Né à Vienne, Autriche, en 1886, mort à New Haven, Connecticut, en 1951, Hermann Broch fait partie de cette pléiade d'écrivains modernes auxquels nous devons une révolution dans l'art du roman. Les Somnambules (1928-1931), La Mort de Virgile (1945) constituent deux monuments de la culture européenne du XXe siècle.

Eparse, peu traduite, l'oeuvre philosophique d'Hermann Broch reste à découvrir. Broch rêvait de publier un ouvrage qui rassemblerait cette dernière. D'abord victime des circonstances, - montée du nazisme, Anschluss, émigration aux USA -, puis empêché par quelque contradiction essentielle, il se contenta de publier des fragments, tous relatifs à une possible théorie compréhensive des valeurs.

Celle-ci, dit-il, me tient très à coeur. Cependant je la considère tellement comme le fruit d'une passion philosophique devenue illicite, que j'ai toujours reculé avec effroi à l'idée de la publier. [...] Aujourd'hui on ne peut plus rien démontrer avec des mots.

Lettre à Egon Vietra, 25 août 1933

Rassemblés en 1975 par l'éditeur Suhrkamp, quelques-uns des fragments invoqués plus haut figurent dans le recueil intitulé Logique d'un monde en ruine. Traduit par Christian Bouchindhomme et Pierre Rusch, ce recueil vient de paraître aux éditions de l'Eclat (2005).

Dans Connaissance par la pensée et connaissance par la poésie (p.83-93), en allemand Denkerische und dichterische Erkenntnis (1933), Hermann Broch, qui fut successivement ingénieur, puis professeur et écrivain, montre que raison scientifique et imagination créatrice s'entretiennent, car elles constituent deux branches d'un seul et même tronc, celui de la connaissance pure et simple. Fasciné par cette abyssale proximité, et partant du principe qu'il y a toujours un style de vie commun qui sous-tend le travail de la science et celui de l'art, il se propose de dire en quoi consiste aujourd'hui l'unité d'un tel style, derrière quoi se réserve l'unité du logos. Ce projet sera partiellement réalisé dans Sur le kitsch (1950), Psychologie des masses (1959), La Grandeur inconnue (1961).

 

Moment des sciences de la nature, le XIXe siècle est aussi, par effet de mouvement tournant, celui d'un transfert de légitimité, constate Hermann Broch dans l'incipit de Connaissance par la pensée et connaissance par la poésie. Ce qui advient à la faveur du dit mouvement tournant est la divinisation de la science.
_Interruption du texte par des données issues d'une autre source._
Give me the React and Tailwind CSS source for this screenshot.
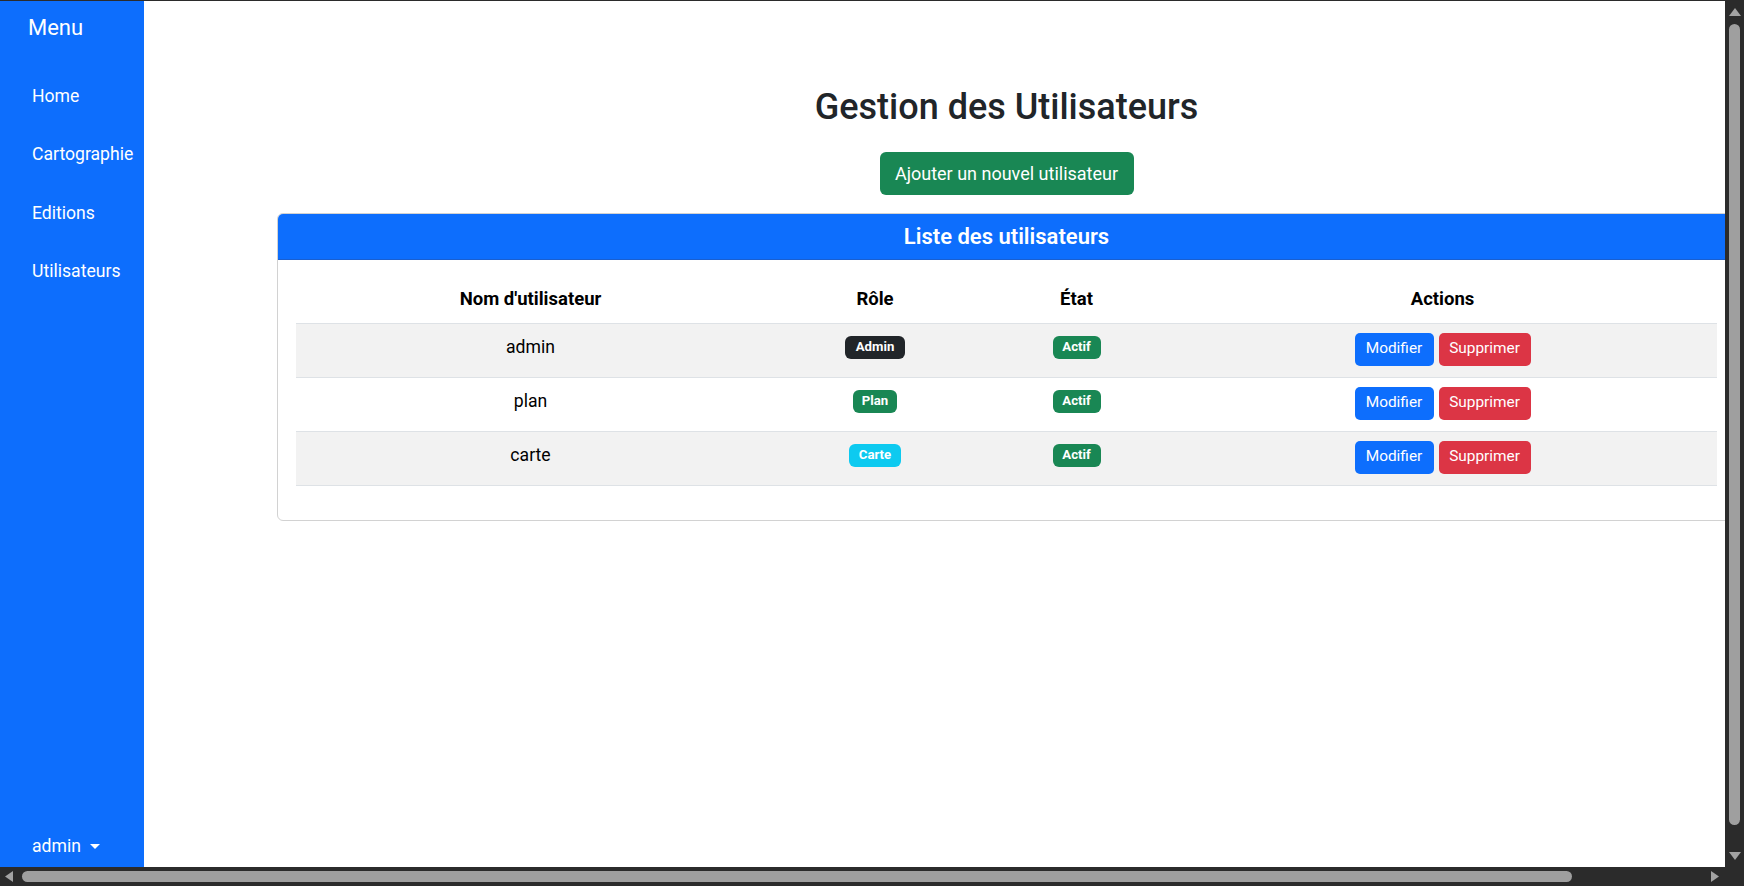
import React from "react";

const users = [
  { name: "admin", role: "Admin", roleCls: "bg-[#212529] w-[60px]" },
  { name: "plan", role: "Plan", roleCls: "bg-[#198754] w-[44px]" },
  { name: "carte", role: "Carte", roleCls: "bg-[#0dcaf0] w-[52px]" },
];

function Tri({ dir }) {
  const paths = {
    up: "M0 8 L6 0 L12 8 Z",
    down: "M0 0 L12 0 L6 8 Z",
    left: "M8 0 L8 11 L0 5.5 Z",
    right: "M0 0 L8 5.5 L0 11 Z",
  };
  const vert = dir === "up" || dir === "down";
  return (
    <svg width={vert ? 12 : 8} height={vert ? 8 : 11} viewBox={vert ? "0 0 12 8" : "0 0 8 11"} className="shrink-0">
      <path d={paths[dir]} fill="#a3a3a3" />
    </svg>
  );
}

export default function App() {
  return (
    <div className="w-[1744px] h-[886px] bg-[#2b2b2b] flex flex-col overflow-hidden font-['Roboto',sans-serif]">
      <div className="flex h-[867px]">
        {/* viewport */}
        <div className="w-[1725px] h-full overflow-hidden border-t border-[#2b2b2b] bg-white">
          <div className="flex h-full w-[1869px]">
            {/* sidebar */}
            <aside className="w-[144px] shrink-0 h-full bg-[#0d6efd] text-white flex flex-col">
              <div className="pl-[28px] pt-[14px] h-[26px] leading-[26px] text-[22px] box-content">Menu</div>
              <nav className="mt-[26px] flex flex-col">
                {["Home", "Cartographie", "Editions", "Utilisateurs"].map((t) => (
                  <div key={t} className="h-[58.3px] flex items-center pl-[32px] text-[17.6px]">
                    {t}
                  </div>
                ))}
              </nav>
              <div className="mt-auto mb-[8px] pl-[32px] h-[26px] flex items-center text-[17.6px]">
                <span>admin</span>
                <span className="ml-[9px] mt-[1px] w-0 h-0 border-x-[5px] border-x-transparent border-t-[5px] border-t-white"></span>
              </div>
            </aside>

            {/* main */}
            <main className="w-[1725px] shrink-0 px-[133px] pt-[85px] flex flex-col items-center text-[#212529]">
              <h2 className="h-[42px] leading-[42px] text-[36px] font-medium">Gestion des Utilisateurs</h2>
              <button className="mt-[24px] w-[254px] h-[43px] rounded-[6px] bg-[#198754] text-white text-[18px] flex items-center justify-center">
                Ajouter un nouvel utilisateur
              </button>

              <div className="mt-[18px] w-full border border-[#d2d2d2] rounded-[6px] overflow-hidden bg-white">
                <div className="h-[46px] bg-[#0d6efd] border-b border-[#1a5fcf] flex items-center justify-center text-white text-[22px] font-semibold">
                  Liste des utilisateurs
                </div>
                <div className="px-[18px] pt-[18px] pb-[34px]">
                  <table className="w-full table-fixed border-collapse text-black text-[17.6px]">
                    <colgroup>
                      <col className="w-[469px]" />
                      <col className="w-[220px]" />
                      <col className="w-[183px]" />
                      <col />
                    </colgroup>
                    <thead>
                      <tr className="h-[45px] border-b border-[#dee2e6]">
                        <th className="font-bold text-center p-0 text-[18.5px]">Nom d'utilisateur</th>
                        <th className="font-bold text-center p-0 text-[18.5px]">Rôle</th>
                        <th className="font-bold text-center p-0 text-[18.5px]">État</th>
                        <th className="font-bold text-center p-0 text-[18.5px]">Actions</th>
                      </tr>
                    </thead>
                    <tbody>
                      {users.map((u, i) => (
                        <tr key={u.name} className={`border-b border-[#dee2e6] ${i % 2 === 0 ? "bg-[#f2f2f2]" : "bg-white"}`}>
                          <td className="p-0 h-[54px] align-top">
                            <div className="h-[47px] flex items-center justify-center">{u.name}</div>
                          </td>
                          <td className="p-0 h-[54px] align-top">
                            <div className="h-[47px] flex items-center justify-center">
                              <span className={`${u.roleCls} h-[23px] rounded-[6px] text-white text-[13.2px] font-bold flex items-center justify-center`}>
                                {u.role}
                              </span>
                            </div>
                          </td>
                          <td className="p-0 h-[54px] align-top">
                            <div className="h-[47px] flex items-center justify-center">
                              <span className="bg-[#198754] w-[48px] h-[23px] rounded-[6px] text-white text-[13.2px] font-bold flex items-center justify-center">
                                Actif
                              </span>
                            </div>
                          </td>
                          <td className="p-0 h-[54px] align-top">
                            <div className="pt-[9px] flex items-start justify-center gap-[5px]">
                              <button className="w-[79px] h-[33px] rounded-[5px] bg-[#0d6efd] text-white text-[15.4px] flex items-center justify-center">
                                Modifier
                              </button>
                              <button className="w-[92px] h-[33px] rounded-[5px] bg-[#dc3545] text-white text-[15.4px] flex items-center justify-center">
                                Supprimer
                              </button>
                            </div>
                          </td>
                        </tr>
                      ))}
                    </tbody>
                  </table>
                </div>
              </div>
            </main>
          </div>
        </div>

        {/* vertical scrollbar */}
        <div className="w-[19px] h-full bg-[#2b2b2b] flex flex-col items-center">
          <div className="mt-[8px]"><Tri dir="up" /></div>
          <div className="mt-[8px] w-[11px] h-[801px] rounded-[6px] bg-[#9f9f9f]"></div>
          <div className="mt-[27px]"><Tri dir="down" /></div>
        </div>
      </div>

      {/* horizontal scrollbar */}
      <div className="flex h-[19px]">
        <div className="w-[1725px] h-full flex items-center pl-[5px] pr-[6px]">
          <Tri dir="left" />
          <div className="ml-[9px] w-[1550px] h-[11px] rounded-[6px] bg-[#9f9f9f]"></div>
          <div className="flex-1"></div>
          <Tri dir="right" />
        </div>
        <div className="w-[19px] h-full bg-[#2b2b2b]"></div>
      </div>
    </div>
  );
}
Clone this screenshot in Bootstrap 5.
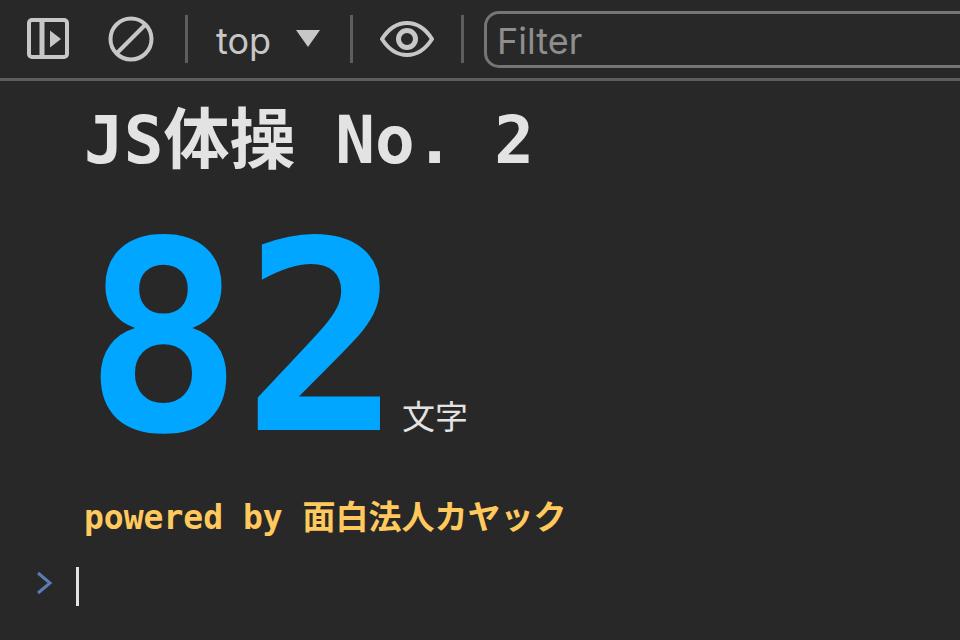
<!DOCTYPE html>
<html lang="ja">
<head>
<meta charset="utf-8">
<title>Console</title>
<link href="https://cdn.jsdelivr.net/npm/bootstrap@5.3.0/dist/css/bootstrap.min.css" rel="stylesheet">
<style>
html,body{height:100%;overflow:hidden;background:#282828}
body{font-family:"DejaVu Sans Mono","Noto Sans CJK JP",monospace;color:#e3e3e3}
.dt-toolbar{height:81px;border-bottom:3px solid #5e5e5e;padding-left:26px;font-family:Inter,"Liberation Sans",sans-serif;overflow:hidden}
.dt-toolbar>*{flex:none}
.dt-sep{width:3px;height:48px;background:#5e5e5e}
.dt-top{font-size:36px;line-height:1;color:#c7c7c7;font-family:Inter,sans-serif;padding-top:3px}
.dt-filter{width:600px;height:57px;border:3px solid #757575;border-radius:15px;color:#8e8e8e;font-size:36px;line-height:55px;padding-left:10px;font-family:Inter,sans-serif}
.dt-log{padding-left:84px}
.dt-title{font-size:66px;line-height:1;font-weight:700;color:#e3e3e3;padding-top:27px;white-space:pre}
.dt-num{font-size:264px;line-height:1;font-weight:700;color:#00a6ff;height:297px;display:flex;align-items:flex-end}
.dt-unit{font-family:"Noto Sans CJK JP",sans-serif;font-size:33px;font-weight:400;line-height:1;color:#e3e3e3;margin-left:0;padding-bottom:39px}
.dt-power{font-size:33px;line-height:1;font-weight:700;color:#ffc95e;white-space:pre;margin-top:30px}
.dt-prompt{height:40px;padding-left:36px;margin-top:32px}
.dt-chev{margin-top:-6px}
.dt-caret{width:3px;height:39px;background:#e3e3e3;margin-left:23px}
</style>
</head>
<body>
<div class="dt-toolbar d-flex align-items-center">
  <svg width="44" height="44" viewBox="0 0 44 44" fill="none"><rect x="3" y="3" width="38" height="37" rx="3" stroke="#c7c7c7" stroke-width="4"/><path d="M16 3v37" stroke="#c7c7c7" stroke-width="5"/><path d="M24 13.500l11 8.500-11 8.500z" fill="#c7c7c7"/></svg>
  <svg width="46" height="46" viewBox="0 0 46 46" fill="none" style="margin-left:38px"><circle cx="23" cy="23" r="20.500" stroke="#c7c7c7" stroke-width="4"/><path d="M9 37 37 9" stroke="#c7c7c7" stroke-width="4"/></svg>
  <div class="dt-sep" style="margin-left:31px"></div>
  <div class="dt-top" style="margin-left:28px">top</div>
  <svg width="24" height="18" viewBox="0 0 24 18" style="margin-left:25px"><path d="M0 0h24L12 17z" fill="#c7c7c7"/></svg>
  <div class="dt-sep" style="margin-left:30px"></div>
  <svg width="54" height="36" viewBox="0 0 54 36" fill="none" style="margin-left:27px"><path d="M2 18C9 7 17 2 27 2s18 5 25 16c-7 11-15 16-25 16S9 29 2 18z" stroke="#c7c7c7" stroke-width="4"/><circle cx="27" cy="18" r="8.500" stroke="#c7c7c7" stroke-width="5"/></svg>
  <div class="dt-sep" style="margin-left:27px"></div>
  <div class="dt-filter" style="margin-left:20px">Filter</div>
</div>
<div class="dt-log">
  <div class="dt-title">JS体操 No. 2</div>
  <div class="dt-num"><span>82</span><span class="dt-unit">文字</span></div>
  <div class="dt-power">powered by 面白法人カヤック</div>
</div>
<div class="dt-prompt d-flex align-items-center">
  <svg class="dt-chev" width="17" height="24" viewBox="0 0 17 24" fill="none"><path d="M2 2l12 10L2 22" stroke="#5a7cb5" stroke-width="3"/></svg>
  <div class="dt-caret"></div>
</div>
<script src="https://cdn.jsdelivr.net/npm/bootstrap@5.3.0/dist/js/bootstrap.bundle.min.js"></script>
</body>
</html>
Si, pour l'image médiévale du monde, l'ultime fondement légitime résidait dans la foi et dans la communion ecclésiale en Dieu, cette légitimité fut ensuite transférée vers quelque chose dont l'existence n'est pas moins mystique : elle fut transférée vers la science, vers son infaillibilité et vers sa hiérarchie, et ce qui n'était pas sanctionné par la science n'avait plus aucune réalité, ni aucune valeur pour la vie.

Il résulte d'un tel changement une mutation dans la détermination de l'essence de la légitimité. Là où poésie et pensée médiévales tiraient une légitimité absolue de leur déploiement ad majorem dei gloriam, autrement dit de leur contribution à la création continuée, les modernes sciences de la nature tirent leur légitimité de leur seul génie méthodologique. Elles ne constituent qu'une certaine méthode de pensée, sous l'égide de laquelle jamais ne pourra se développer un organon universel à caractère éthique et métaphysique, du type de la scholastique platonico-chrétienne. La dite méthode de pensée relève en outre d'une logique particulière, créditée d'une valeur souveraine pour la seule raison qu'elle se déploie de façon impérialiste.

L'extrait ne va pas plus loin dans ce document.